Erica McKeel stays busy with her 18-month-old and 7-month-old daughters, and she’s also in the midst of moving from Kansas to Texas.


However, she says nothing will keep her from being in Richmond Hill on June 27 for the grand opening of the Murphy McKeel Mile trail at DeVaul Henderson Recreation Park.


“I wouldn’t miss it,” she said. “There was too much blood, sweat and tears put into it in honor of my son.”


The walking trail was constructed through a $100,000 Georgia Department of Natural Resources grant McKeel secured while she was working for the South Bryan County Recreation Department. The county then decided to name the trail in honor of her son, who died after a January 2012 car crash.


McKeel and other members of her family will attend the Murphy McKeel Mile dedication. The ribbon cutting at 9 a.m. will be followed by a one-mile walk along the trail.


Pre-registration for the walk is $10 and available at www.sbcrec.org, and registration the day of the race will be $15. All proceeds will support special-needs programs in South Bryan.


“We need a big turnout for that,” Commissioner Steve Myers said after sharing McKeel’s story at last week’s Bryan County commissioners meeting.


McKeel was on her way to work on the morning of Jan. 5, 2012, when another driver turned into the path of her car and caused a collision at Highway 144 and Capt. Matthew Freeman Drive. She was seven months pregnant with her first child, to be named Murphy.


The little boy suffered brain damage and was delivered prematurely on Jan. 18. He clung to life for about a month before he died on Valentine’s Day.


Her son would have had “major disabilities” had he survived, McKeel said. Knowing the challenges Murphy would have faced made McKeel more aware of some local deficiencies in serving the special-needs community, namely areas of Henderson Park being difficult for people with disabilities to reach.


After returning to work with South Bryan County Recreation, McKeel wrote and submitted the request for the DNR grant. Along with being a walking trail, the one-mile path connects Henderson Park’s Lake Trail to the sidewalk leading from the parking lot, making access easier for people with special needs.


“It was a part of the community I felt we weren’t servicing well, and this was what I could do to help,” McKeel said. “I had a small glimpse into that world in the short time we had my son.”

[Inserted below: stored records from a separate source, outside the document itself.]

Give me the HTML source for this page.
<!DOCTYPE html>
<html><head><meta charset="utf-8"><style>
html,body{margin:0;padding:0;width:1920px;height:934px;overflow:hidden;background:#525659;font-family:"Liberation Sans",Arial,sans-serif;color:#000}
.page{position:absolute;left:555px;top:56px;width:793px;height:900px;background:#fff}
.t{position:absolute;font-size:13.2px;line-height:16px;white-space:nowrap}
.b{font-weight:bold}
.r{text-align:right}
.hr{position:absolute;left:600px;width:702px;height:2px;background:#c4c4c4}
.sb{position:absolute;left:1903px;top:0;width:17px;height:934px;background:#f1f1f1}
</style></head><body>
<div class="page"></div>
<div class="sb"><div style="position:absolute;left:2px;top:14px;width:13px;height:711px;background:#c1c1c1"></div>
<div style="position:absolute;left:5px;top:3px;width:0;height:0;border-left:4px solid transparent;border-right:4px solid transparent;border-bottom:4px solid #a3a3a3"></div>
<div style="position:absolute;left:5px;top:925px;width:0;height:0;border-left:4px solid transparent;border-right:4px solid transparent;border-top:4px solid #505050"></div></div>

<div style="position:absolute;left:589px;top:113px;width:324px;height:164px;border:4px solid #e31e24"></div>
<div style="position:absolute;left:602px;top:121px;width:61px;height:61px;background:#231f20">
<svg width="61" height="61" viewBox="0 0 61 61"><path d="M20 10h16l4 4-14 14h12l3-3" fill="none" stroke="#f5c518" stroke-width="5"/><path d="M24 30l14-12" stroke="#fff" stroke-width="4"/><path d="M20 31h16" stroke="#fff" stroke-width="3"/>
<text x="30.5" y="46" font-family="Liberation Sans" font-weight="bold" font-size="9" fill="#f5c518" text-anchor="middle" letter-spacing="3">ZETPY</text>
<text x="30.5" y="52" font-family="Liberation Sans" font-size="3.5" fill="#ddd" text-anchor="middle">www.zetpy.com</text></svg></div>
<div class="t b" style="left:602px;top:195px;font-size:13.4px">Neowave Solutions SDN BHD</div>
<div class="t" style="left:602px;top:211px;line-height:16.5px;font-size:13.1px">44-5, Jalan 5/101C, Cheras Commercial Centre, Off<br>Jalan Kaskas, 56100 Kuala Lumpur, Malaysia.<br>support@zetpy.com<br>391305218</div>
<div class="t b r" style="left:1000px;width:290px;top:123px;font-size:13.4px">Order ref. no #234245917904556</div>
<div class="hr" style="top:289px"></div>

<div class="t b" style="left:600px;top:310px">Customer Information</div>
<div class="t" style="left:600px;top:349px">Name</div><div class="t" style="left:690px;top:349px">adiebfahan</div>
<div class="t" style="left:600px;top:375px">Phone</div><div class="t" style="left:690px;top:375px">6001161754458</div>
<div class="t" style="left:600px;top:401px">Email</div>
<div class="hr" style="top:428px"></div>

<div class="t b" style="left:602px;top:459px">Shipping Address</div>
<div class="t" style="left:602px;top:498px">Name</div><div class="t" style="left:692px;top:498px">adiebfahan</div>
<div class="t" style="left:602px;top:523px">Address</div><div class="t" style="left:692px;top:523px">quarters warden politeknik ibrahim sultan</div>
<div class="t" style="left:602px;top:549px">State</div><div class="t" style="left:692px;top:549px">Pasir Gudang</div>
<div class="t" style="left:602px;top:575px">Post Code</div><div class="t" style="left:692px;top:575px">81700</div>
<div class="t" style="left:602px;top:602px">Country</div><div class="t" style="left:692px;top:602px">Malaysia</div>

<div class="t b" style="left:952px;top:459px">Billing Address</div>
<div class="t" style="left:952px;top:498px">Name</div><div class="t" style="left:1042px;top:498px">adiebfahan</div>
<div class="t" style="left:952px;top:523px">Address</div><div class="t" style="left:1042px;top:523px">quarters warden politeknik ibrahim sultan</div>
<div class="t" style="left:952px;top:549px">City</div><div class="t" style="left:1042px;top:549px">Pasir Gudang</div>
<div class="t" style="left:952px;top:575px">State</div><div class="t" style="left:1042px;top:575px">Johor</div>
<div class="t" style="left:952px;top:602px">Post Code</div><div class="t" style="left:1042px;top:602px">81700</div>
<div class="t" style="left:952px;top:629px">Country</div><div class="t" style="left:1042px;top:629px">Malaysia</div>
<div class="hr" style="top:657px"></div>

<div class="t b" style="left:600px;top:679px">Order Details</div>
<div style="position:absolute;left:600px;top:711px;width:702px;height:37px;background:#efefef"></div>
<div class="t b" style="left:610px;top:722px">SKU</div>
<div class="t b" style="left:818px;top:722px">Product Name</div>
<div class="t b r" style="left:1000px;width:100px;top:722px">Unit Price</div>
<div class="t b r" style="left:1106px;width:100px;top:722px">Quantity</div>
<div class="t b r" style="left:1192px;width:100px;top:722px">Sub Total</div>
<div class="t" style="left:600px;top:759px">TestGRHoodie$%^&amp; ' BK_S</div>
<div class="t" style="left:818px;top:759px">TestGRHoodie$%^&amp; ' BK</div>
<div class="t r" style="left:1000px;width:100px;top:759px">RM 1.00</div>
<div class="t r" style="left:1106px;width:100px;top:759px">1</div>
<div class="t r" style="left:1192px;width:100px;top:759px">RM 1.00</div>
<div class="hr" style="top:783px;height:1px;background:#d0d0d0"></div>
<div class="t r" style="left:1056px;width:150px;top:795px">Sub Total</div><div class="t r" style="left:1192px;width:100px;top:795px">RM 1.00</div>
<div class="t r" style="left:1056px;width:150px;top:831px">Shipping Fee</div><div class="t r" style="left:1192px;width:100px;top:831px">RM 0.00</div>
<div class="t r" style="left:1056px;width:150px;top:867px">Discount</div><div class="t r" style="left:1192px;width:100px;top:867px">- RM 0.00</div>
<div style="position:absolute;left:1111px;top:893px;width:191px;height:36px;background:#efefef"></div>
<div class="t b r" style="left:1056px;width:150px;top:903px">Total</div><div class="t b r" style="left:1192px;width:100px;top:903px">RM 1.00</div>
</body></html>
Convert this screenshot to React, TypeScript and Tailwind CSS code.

Once the county received the grant, McKeel said, she expected the walking trail to be named “after someone important.” She was touched when county leaders told her the path would bear her son’s name.


“I thought, ‘That’s amazing,’” she said. “It was an honor.”


McKeel moved from Bryan County last year, when the Army transferred her husband, Caleb, to Kansas. After just a year there, the couple is moving again, this time to Texas.


The hectic schedule will allow McKeel to be back in Bryan County for just the day of theMurphy McKeel Mile dedication before she returns to her new home. Although the visit will be brief, she looks forward to being back in a community she said has “been very good to us.”


The McKeels also are thankful for the two additions to their family since Murphy’s tragic death. Daughter Fiona was born a year-and-a-half ago, and the couple adopted 7-month old daughter Darby.


“We miss him dearly,” McKeel said of her son, “but we’re very blessed at the same time.”


She hopes the Murphy McKeel Mile might make an even bigger difference beyond carrying on the memory of her son. Someone curious about the origin of the trail’s name could do a quick bit of online research and learn “how he died, that he didn’t have to,” McKeel said.


The driver who caused the crash was on his phone at the time, McKeel said. She wants Murphy’s death to be a lesson on the potentially deadly result of distracted driving.


“I hope the name does more than honor my son, but it saves somebody else,” McKeel said.